Patterns in Production
Multi‑tenant SaaS Platform
A SaaS provider running thousands of user‑submitted Python notebooks found that a single rogue notebook could exhaust the host’s memory, causing OOM kills for unrelated tenants. By sandboxing each notebook in its own cgroup v2 slice with memory.max=2G and pids.max=150, they eliminated cross‑tenant crashes. Systemd’s Delegate=yes allowed the notebook runner to spawn child processes while still respecting the parent slice’s limits.

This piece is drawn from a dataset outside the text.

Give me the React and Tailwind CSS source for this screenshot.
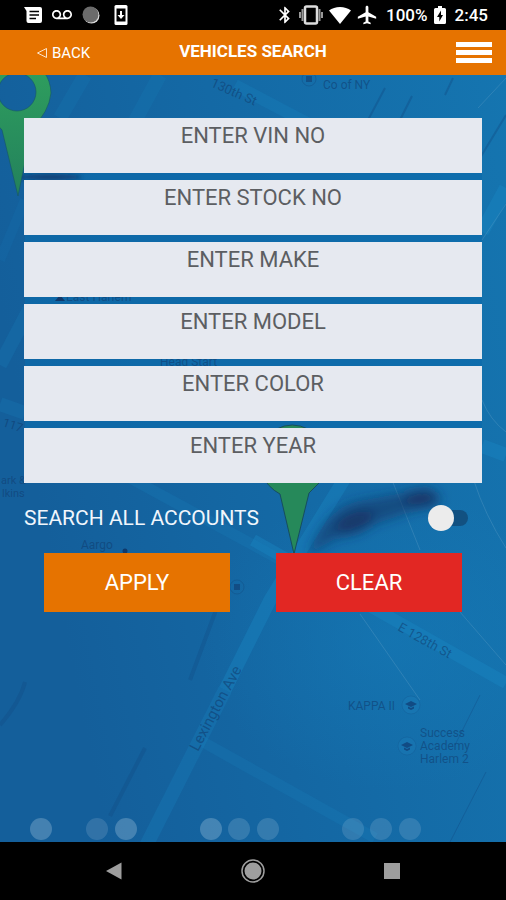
import { useState } from 'react'
import { MdVoicemail, MdBluetooth, MdVibration, MdAirplanemodeActive } from 'react-icons/md'

const FIELDS = [
  { key: 'vin', label: 'ENTER VIN NO' },
  { key: 'stock', label: 'ENTER STOCK NO' },
  { key: 'make', label: 'ENTER MAKE' },
  { key: 'model', label: 'ENTER MODEL' },
  { key: 'color', label: 'ENTER COLOR' },
  { key: 'year', label: 'ENTER YEAR' },
]

const EMPTY = { vin: '', stock: '', make: '', model: '', color: '', year: '' }

// cx + opacity of the faded dots along the bottom of the map
const DOTS = [
  [41, 0.25], [97, 0.15], [126, 0.25], [211, 0.25], [239, 0.17],
  [268, 0.17], [353, 0.15], [381, 0.15], [410, 0.15],
]

function StatusBar() {
  return (
    <div className="flex h-[30px] items-center justify-between bg-black pl-6 pr-[18px] text-white">
      <div className="flex items-center gap-[10px]">
        <svg viewBox="0 0 18 16" className="h-4 w-[18px]">
          <path fill="#fff" d="M0 0h16a2 2 0 0 1 2 2v12a2 2 0 0 1-2 2H4.500a2 2 0 0 1-2-2V4z"/>
          <path stroke="#000" strokeWidth="1.500" d="M5.500 4.600h9.500M5.500 8h9.500M5.500 11.400h6.500"/>
        </svg>
        <MdVoicemail className="h-5 w-5"/>
        <svg viewBox="0 0 18 18" className="h-[18px] w-[18px]">
          <circle cx="9.500" cy="9.500" r="8" fill="#ddd"/>
          <circle cx="8.500" cy="8.500" r="8" fill="#6b6b6b"/>
        </svg>
        <svg viewBox="0 0 14 20" className="ml-1 h-5 w-[14px]">
          <rect x="0.500" width="13" height="20" rx="1.500" fill="#fff"/>
          <rect x="2.500" y="3.500" width="9" height="13" fill="#000"/>
          <path fill="#fff" d="M6 6h2v4h2.500L7 14l-3.500-4H6z"/>
        </svg>
      </div>
      <div className="flex items-center">
        <MdBluetooth className="h-5 w-5"/>
        <svg viewBox="0 0 24 20" className="ml-1 h-5 w-6">
          <rect x="6" y="1.500" width="12" height="17" rx="1.500" fill="none" stroke="#ddd" strokeWidth="2.500"/>
          <path d="M3.500 4v12M20.500 4v12M1 7v6M23 7v6" stroke="#999" strokeWidth="2"/>
        </svg>
        <svg viewBox="0 0 22 17" className="ml-[6px] h-[17px] w-[22px]">
          <path fill="#fff" d="M11 17 0 3.500C3 1.200 6.800 0 11 0s8 1.200 11 3.500z"/>
        </svg>
        <MdAirplanemodeActive className="ml-[5px] h-[22px] w-[22px]"/>
        <span className="ml-2 text-[17px] font-medium leading-5">100%</span>
        <svg viewBox="0 0 12 18" className="ml-[6px] h-[18px] w-3">
          <path fill="#fff" d="M4 0h4v2h2.500A1.500 1.500 0 0 1 12 3.500v13a1.500 1.500 0 0 1-1.500 1.500h-9A1.500 1.500 0 0 1 0 16.500v-13A1.500 1.500 0 0 1 1.500 2H4z"/>
          <path fill="#000" d="M7 4.500 3 11h2.300v4.500L9 9H7z"/>
        </svg>
        <span className="ml-[9px] text-[17px] font-medium leading-5">2:45</span>
      </div>
    </div>
  )
}

function Header() {
  return (
    <header className="relative z-10 grid h-[45px] grid-cols-[1fr_auto_1fr] items-center bg-[#e67300] px-[14px] text-white">
      <button className="ml-[22px] flex items-center gap-1 justify-self-start text-[15px] leading-5">
        <svg viewBox="0 0 12 12" className="h-3 w-3">
          <path d="M10.500 1.500v9L1.500 6z" fill="none" stroke="#fff" strokeOpacity="0.800"/>
        </svg>
        BACK
      </button>
      <h1 className="pb-1 text-[17px] font-bold leading-5">VEHICLES SEARCH</h1>
      <button aria-label="Menu" className="flex w-9 flex-col gap-[3px] justify-self-end">
        <span className="h-[5px] bg-white"/>
        <span className="h-[5px] bg-white"/>
        <span className="h-[5px] bg-white"/>
      </button>
    </header>
  )
}

function School({ x, y }) {
  return (
    <g transform={`translate(${x} ${y})`}>
      <circle r="9" fill="#1c7fbb" fillOpacity="0.350" stroke="#124f86" strokeOpacity="0.250"/>
      <path d="M-6-1 0-4 6-1 0 2zM-3 1.500v2L0 5l3-1.500v-2L0 3z" fill="#10447c" fillOpacity="0.850"/>
    </g>
  )
}

function MapBackground() {
  return (
    <svg viewBox="0 75 506 767" preserveAspectRatio="xMidYMid slice" aria-hidden="true" className="absolute inset-0 h-full w-full">
      <defs>
        <linearGradient id="sea" x1="0" y1="0.300" x2="1" y2="0">
          <stop offset="0" stopColor="#145f9b"/>
          <stop offset="0.500" stopColor="#146aa6"/>
          <stop offset="1" stopColor="#1575b0"/>
        </linearGradient>
        <linearGradient id="pin" x1="0" y1="0" x2="0" y2="1">
          <stop offset="0" stopColor="#2fa05e"/>
          <stop offset="1" stopColor="#23815c"/>
        </linearGradient>
        <radialGradient id="glow">
          <stop offset="0" stopColor="#1580bd" stopOpacity="0.400"/>
          <stop offset="1" stopColor="#1580bd" stopOpacity="0"/>
        </radialGradient>
        <filter id="soft" x="-40%" y="-120%" width="180%" height="340%">
          <feGaussianBlur stdDeviation="6"/>
        </filter>
        <filter id="haze" x="-30%" y="-100%" width="160%" height="300%">
          <feGaussianBlur stdDeviation="2"/>
        </filter>
      </defs>
      <rect y="75" width="506" height="767" fill="url(#sea)"/>
      <ellipse cx="390" cy="640" rx="190" ry="150" fill="url(#glow)"/>
      <rect x="25" y="160" width="457" height="290" fill="#0c6bab" fillOpacity="0.700"/>

      {/* streets */}
      <g fill="none" stroke="#1886c3" strokeOpacity="0.400">
        <path strokeWidth="13" d="M345 478 270 600 225 690"/>
        <path strokeWidth="14" d="M225 690 145 848" strokeOpacity="0.280"/>
        <path strokeWidth="12" d="M253 540 506 683"/>
        <path strokeWidth="11" d="M203 742 375 838M130 478 290 565" strokeOpacity="0.200"/>
        <path strokeWidth="14" d="M506 188 482 232M482 446l24 9"/>
        <path strokeWidth="14" d="M160 75 130 130M85 75 60 118" strokeOpacity="0.160"/>
        <path strokeWidth="12" d="M235 85 330 135" strokeOpacity="0.250"/>
        <path strokeWidth="14" d="M30 308 0 365M0 404l25 9" strokeOpacity="0.200"/>
        <path strokeWidth="10" d="M0 260 25 200" strokeOpacity="0.120"/>
      </g>
      <g fill="none" stroke="#123f78" strokeOpacity="0.300" strokeWidth="2">
        <path d="M385 88 368 120M412 96 400 120M453 78 445 95M506 115 480 158"/>
        <path strokeWidth="4" d="M25 682Q20 702 0 725M145 748 110 816M216 610 190 680" strokeOpacity="0.220"/>
        <path strokeWidth="1" d="M486 772 450 842M480 695 455 745"/>
      </g>
      <g fill="none" stroke="#5f9fc6" strokeOpacity="0.350">
        <path d="M506 78 478 108M506 204 482 240M474 481Q485 515 506 548M460 612 506 665M392 480 420 550M360 614 420 700M482 400Q490 420 506 432"/>
      </g>

      {/* pin shadows */}
      <g filter="url(#soft)" fill="#16305f">
        <path d="M308 556Q325 505 365 500L430 488 438 500Q405 515 370 525T308 556z" fillOpacity="0.550"/>
        <ellipse cx="355" cy="523" rx="20" ry="10" transform="rotate(-22 355 523)" fillOpacity="0.700"/>
        <ellipse cx="422" cy="499" rx="18" ry="9" fillOpacity="0.700"/>
      </g>
      <ellipse cx="50" cy="177" rx="32" ry="3" fill="#12305f" fillOpacity="0.700" filter="url(#haze)"/>

      {/* pins */}
      <path fillRule="evenodd" fill="url(#pin)" stroke="#155566" strokeOpacity="0.600" d="M18 196 2 130Q-20 110-14 85 0 55 25 60 50 68 51 93 49 112 32 128zM17 73A19 19 0 1 0 17 111 19 19 0 1 0 17 73z"/>
      <path fill="#26895a" stroke="#174e5e" d="M294 554 280 494Q268 488 260 472A35 40 0 0 1 260 442Q292 408 325 442A35 40 0 0 1 324 478L309 493z"/>

      {/* place names */}
      <g fill="#10396b" fillOpacity="0.550" className="font-[Roboto,sans-serif] text-[12px]">
        <text transform="translate(210 86) rotate(24)" className="text-[13px]">130th St</text>
        <text x="323" y="89">Co of NY</text>
        <text x="160" y="366">Head Start</text>
        <text x="66" y="301">East Harlem</text>
        <text transform="translate(2 426) rotate(18)">117</text>
        <text x="1" y="484" className="text-[11px]">ark &amp;</text>
        <text x="2" y="497" className="text-[11px]">lkins</text>
        <text x="81" y="549">Aargo</text>
        <text transform="translate(397 630) rotate(29)" className="text-[13px]">E 128th St</text>
        <text transform="translate(198 752) rotate(-62)" className="text-[15px]">Lexington Ave</text>
        <text x="348" y="710">KAPPA II</text>
        <text x="420" y="737">Success</text>
        <text x="420" y="750">Academy</text>
        <text x="420" y="763">Harlem 2</text>
      </g>
      <circle cx="125" cy="551" r="2.500" fill="#10396b"/>
      <path d="M55 301 60 295l5 6z" fill="#10396b"/>
      <g stroke="#124f86" strokeOpacity="0.500" fill="none">
        <circle cx="309" cy="79" r="7"/>
        <circle cx="237" cy="587" r="7"/>
      </g>
      <path d="M306 76h6v6h-6zM234 584h6v6h-6z" fill="#10396b" fillOpacity="0.550"/>
      <School x={411} y={705}/>
      <School x={407} y={746}/>

      {DOTS.map(([cx, opacity])=>(
        <circle key={cx} cx={cx} cy="829" r="11" fill="#d5e6f2" fillOpacity={opacity}/>
      ))}
    </svg>
  )
}

function NavBar() {
  return (
    <nav className="relative z-10 grid h-[58px] grid-cols-3 items-center bg-black px-11 text-[#9e9e9e]">
      <button aria-label="Back" className="justify-self-center">
        <svg viewBox="0 0 16 18" className="h-[18px] w-4">
          <path d="M15.500 0.500v17L0 9z" fill="currentColor"/>
        </svg>
      </button>
      <button aria-label="Home" className="justify-self-center">
        <svg viewBox="0 0 24 24" className="h-6 w-6">
          <circle cx="12" cy="12" r="11" fill="none" stroke="currentColor" strokeWidth="1.500"/>
          <circle cx="12" cy="12" r="8.500" fill="currentColor"/>
        </svg>
      </button>
      <button aria-label="Recent apps" className="h-4 w-4 justify-self-center bg-[#9e9e9e]"/>
    </nav>
  )
}

export default function App() {
  const [values, setValues] = useState(EMPTY)
  const [allAccounts, setAllAccounts] = useState(false)

  function handleClear() {
    setValues(EMPTY)
    setAllAccounts(false)
  }

  return (
    <div className="flex min-h-screen flex-col font-[Roboto,sans-serif]">
      <StatusBar/>
      <Header/>
      <main className="relative flex-1 overflow-hidden bg-[#146aa6]">
        <MapBackground/>
        <form onSubmit={e=>e.preventDefault()} className="relative px-6 pb-10 pt-[43px]">
          <div className="flex flex-col gap-[7px]">
            {FIELDS.map(f=>(
              <input key={f.key} type="text" aria-label={f.label} placeholder={f.label}
                value={values[f.key]}
                onChange={e=>setValues({ ...values, [f.key]: e.target.value })}
                className="h-[55px] w-full bg-[#e6e9f0] pb-5 text-center text-[22px] text-gray-800 outline-none placeholder:text-[#5c5e62]"/>
            ))}
          </div>

          <label className="mt-[22px] flex items-center justify-between pr-[14px] text-[21px] leading-[26px] text-[#f0f6fc]">
            SEARCH ALL ACCOUNTS
            <input type="checkbox" role="switch" checked={allAccounts}
              onChange={e=>setAllAccounts(e.target.checked)}
              className="flex h-4 w-10 appearance-none items-center rounded-full bg-[#125181] before:h-[26px] before:w-[26px] before:shrink-0 before:rounded-full before:bg-[#ececec] checked:justify-end"/>
          </label>

          <div className="mt-[22px] grid grid-cols-2 gap-[46px] px-5">
            <button type="submit" className="h-[59px] bg-[#e67300] text-[22px] text-white">APPLY</button>
            <button type="button" onClick={handleClear} className="h-[59px] bg-[#e22723] text-[22px] text-white">CLEAR</button>
          </div>
        </form>
      </main>
      <NavBar/>
    </div>
  )
}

Real‑time Streaming (Kafka)
In a financial‑services firm, latency budgets are measured in microseconds. They deployed a dedicated Kafka broker per market data feed, each confined to a cgroup with:
echo "50000 1000000" > /sys/fs/cgroup/kafka-broker-nyc/cpu.max # 5% of a core
echo "8G" > /sys/fs/cgroup/kafka-broker-nyc/memory.max
echo "+io +cpu +memory +pressure" > /sys/fs/cgroup/kafka-broker-nyc/cgroup.subtree_control
The broker’s io.max was tuned to 10 MiB/s per device, preventing a bursty consumer from saturating the SSD. The result: sub‑millisecond end‑to‑end latency even under peak load.
Batch Processing Farm
A data‑engineering team migrated their nightly Spark jobs from v1 to v2. They added a cgroup.subtree_control="+cpu +memory" line to the Spark executor launch script, then set per‑job limits via spark.executor.memory=4g and spark.executor.cores=2. The unified hierarchy eliminated the “memory‑controller not mounted” errors that previously required custom scripts to bind each executor to a separate v1 hierarchy.
Key Takeaways
- Unified hierarchy simplifies operations: one mount point, one set of files, no split‑brain bugs.
- systemd is the natural orchestration layer; use
Delegate=yesfor child processes that need their own limits. - Docker and Kubernetes already ship with v2 support; just verify the kernel version (
uname -r≥ 5.4) and daemon flags. - Performance isolation is measurable: CPU throttling and memory pressure events translate directly into latency SLOs.
- Production patterns—sandboxed notebooks, per‑broker Kafka slices, Spark executor cgroups—demonstrate real‑world value.